* **Given problem**
Pictures do not belong in the copy; restate the records below word for word.

* **Working data**
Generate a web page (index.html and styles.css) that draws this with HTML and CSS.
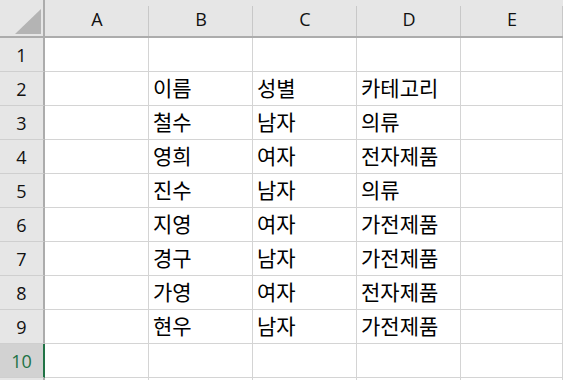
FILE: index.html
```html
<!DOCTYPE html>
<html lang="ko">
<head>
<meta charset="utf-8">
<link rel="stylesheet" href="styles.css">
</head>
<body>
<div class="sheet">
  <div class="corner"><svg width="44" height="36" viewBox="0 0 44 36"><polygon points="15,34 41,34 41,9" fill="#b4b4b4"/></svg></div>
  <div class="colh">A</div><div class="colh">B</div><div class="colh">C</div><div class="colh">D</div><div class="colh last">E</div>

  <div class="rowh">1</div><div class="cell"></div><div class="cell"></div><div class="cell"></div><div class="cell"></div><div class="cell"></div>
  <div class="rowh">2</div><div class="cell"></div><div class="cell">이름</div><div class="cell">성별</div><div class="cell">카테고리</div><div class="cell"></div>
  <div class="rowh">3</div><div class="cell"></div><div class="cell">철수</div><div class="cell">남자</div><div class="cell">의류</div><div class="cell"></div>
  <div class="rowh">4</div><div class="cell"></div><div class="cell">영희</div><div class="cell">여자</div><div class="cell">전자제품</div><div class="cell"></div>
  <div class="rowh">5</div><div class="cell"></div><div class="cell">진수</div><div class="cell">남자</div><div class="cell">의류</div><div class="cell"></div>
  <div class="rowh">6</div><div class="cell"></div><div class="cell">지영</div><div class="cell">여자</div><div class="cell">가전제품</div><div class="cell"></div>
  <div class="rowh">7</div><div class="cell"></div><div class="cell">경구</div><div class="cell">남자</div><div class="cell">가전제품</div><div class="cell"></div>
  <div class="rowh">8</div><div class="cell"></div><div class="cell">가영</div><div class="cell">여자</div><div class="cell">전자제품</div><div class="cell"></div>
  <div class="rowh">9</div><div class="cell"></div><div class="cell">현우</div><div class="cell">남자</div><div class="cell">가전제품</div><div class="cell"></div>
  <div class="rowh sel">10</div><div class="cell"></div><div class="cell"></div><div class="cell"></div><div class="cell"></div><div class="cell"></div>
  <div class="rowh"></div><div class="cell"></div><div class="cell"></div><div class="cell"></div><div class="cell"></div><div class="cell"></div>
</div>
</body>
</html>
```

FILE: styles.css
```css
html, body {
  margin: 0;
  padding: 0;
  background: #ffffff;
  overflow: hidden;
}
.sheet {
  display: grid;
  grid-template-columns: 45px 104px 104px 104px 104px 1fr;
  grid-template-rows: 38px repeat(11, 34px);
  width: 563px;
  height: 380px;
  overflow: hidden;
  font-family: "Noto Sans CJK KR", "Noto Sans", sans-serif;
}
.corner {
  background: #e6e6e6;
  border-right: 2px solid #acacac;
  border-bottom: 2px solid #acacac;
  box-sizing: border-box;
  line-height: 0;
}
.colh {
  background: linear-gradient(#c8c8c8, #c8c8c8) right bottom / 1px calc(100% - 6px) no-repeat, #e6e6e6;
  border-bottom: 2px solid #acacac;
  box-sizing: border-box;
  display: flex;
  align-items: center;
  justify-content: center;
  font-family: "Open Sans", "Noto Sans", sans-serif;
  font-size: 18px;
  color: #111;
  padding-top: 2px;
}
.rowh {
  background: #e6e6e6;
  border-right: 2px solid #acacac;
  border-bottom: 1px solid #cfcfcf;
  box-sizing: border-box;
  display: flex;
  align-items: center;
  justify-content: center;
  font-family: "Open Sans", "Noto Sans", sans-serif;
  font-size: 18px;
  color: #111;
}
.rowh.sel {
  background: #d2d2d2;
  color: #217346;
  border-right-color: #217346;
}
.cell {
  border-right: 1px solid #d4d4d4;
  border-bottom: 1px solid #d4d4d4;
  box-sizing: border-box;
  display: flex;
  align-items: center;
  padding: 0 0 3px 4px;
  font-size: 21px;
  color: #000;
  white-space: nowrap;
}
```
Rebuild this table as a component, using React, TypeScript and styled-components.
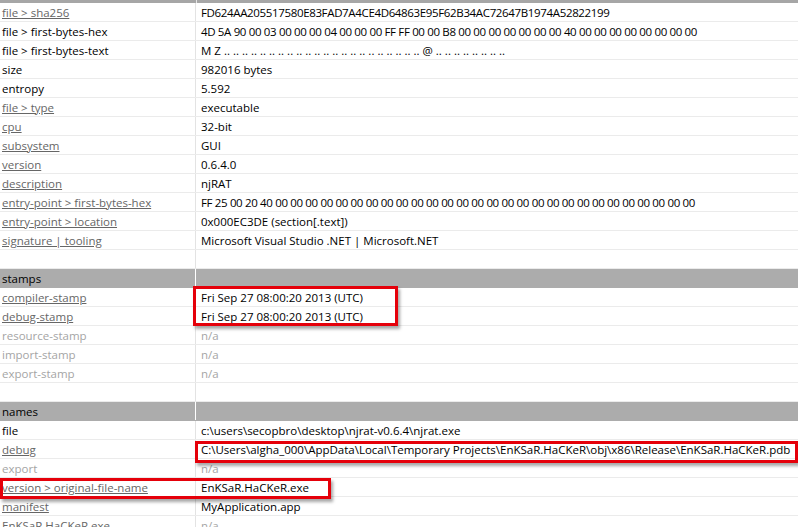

* **Full answer**
Generate a web page (index.html and styles.css) that draws this with HTML and CSS.
FILE: index.html
```html
<!DOCTYPE html>
<html lang="ko">
<head>
<meta charset="utf-8">
<link rel="stylesheet" href="styles.css">
</head>
<body>
<div class="sheet">
  <div class="corner"><svg width="44" height="36" viewBox="0 0 44 36"><polygon points="15,34 41,34 41,9" fill="#b4b4b4"/></svg></div>
  <div class="colh">A</div><div class="colh">B</div><div class="colh">C</div><div class="colh">D</div><div class="colh last">E</div>

  <div class="rowh">1</div><div class="cell"></div><div class="cell"></div><div class="cell"></div><div class="cell"></div><div class="cell"></div>
  <div class="rowh">2</div><div class="cell"></div><div class="cell">이름</div><div class="cell">성별</div><div class="cell">카테고리</div><div class="cell"></div>
  <div class="rowh">3</div><div class="cell"></div><div class="cell">철수</div><div class="cell">남자</div><div class="cell">의류</div><div class="cell"></div>
  <div class="rowh">4</div><div class="cell"></div><div class="cell">영희</div><div class="cell">여자</div><div class="cell">전자제품</div><div class="cell"></div>
  <div class="rowh">5</div><div class="cell"></div><div class="cell">진수</div><div class="cell">남자</div><div class="cell">의류</div><div class="cell"></div>
  <div class="rowh">6</div><div class="cell"></div><div class="cell">지영</div><div class="cell">여자</div><div class="cell">가전제품</div><div class="cell"></div>
  <div class="rowh">7</div><div class="cell"></div><div class="cell">경구</div><div class="cell">남자</div><div class="cell">가전제품</div><div class="cell"></div>
  <div class="rowh">8</div><div class="cell"></div><div class="cell">가영</div><div class="cell">여자</div><div class="cell">전자제품</div><div class="cell"></div>
  <div class="rowh">9</div><div class="cell"></div><div class="cell">현우</div><div class="cell">남자</div><div class="cell">가전제품</div><div class="cell"></div>
  <div class="rowh sel">10</div><div class="cell"></div><div class="cell"></div><div class="cell"></div><div class="cell"></div><div class="cell"></div>
  <div class="rowh"></div><div class="cell"></div><div class="cell"></div><div class="cell"></div><div class="cell"></div><div class="cell"></div>
</div>
</body>
</html>
```

FILE: styles.css
```css
html, body {
  margin: 0;
  padding: 0;
  background: #ffffff;
  overflow: hidden;
}
.sheet {
  display: grid;
  grid-template-columns: 45px 104px 104px 104px 104px 1fr;
  grid-template-rows: 38px repeat(11, 34px);
  width: 563px;
  height: 380px;
  overflow: hidden;
  font-family: "Noto Sans CJK KR", "Noto Sans", sans-serif;
}
.corner {
  background: #e6e6e6;
  border-right: 2px solid #acacac;
  border-bottom: 2px solid #acacac;
  box-sizing: border-box;
  line-height: 0;
}
.colh {
  background: linear-gradient(#c8c8c8, #c8c8c8) right bottom / 1px calc(100% - 6px) no-repeat, #e6e6e6;
  border-bottom: 2px solid #acacac;
  box-sizing: border-box;
  display: flex;
  align-items: center;
  justify-content: center;
  font-family: "Open Sans", "Noto Sans", sans-serif;
  font-size: 18px;
  color: #111;
  padding-top: 2px;
}
.rowh {
  background: #e6e6e6;
  border-right: 2px solid #acacac;
  border-bottom: 1px solid #cfcfcf;
  box-sizing: border-box;
  display: flex;
  align-items: center;
  justify-content: center;
  font-family: "Open Sans", "Noto Sans", sans-serif;
  font-size: 18px;
  color: #111;
}
.rowh.sel {
  background: #d2d2d2;
  color: #217346;
  border-right-color: #217346;
}
.cell {
  border-right: 1px solid #d4d4d4;
  border-bottom: 1px solid #d4d4d4;
  box-sizing: border-box;
  display: flex;
  align-items: center;
  padding: 0 0 3px 4px;
  font-size: 21px;
  color: #000;
  white-space: nowrap;
}
```
Rebuild this table as a component, using React, TypeScript and styled-components.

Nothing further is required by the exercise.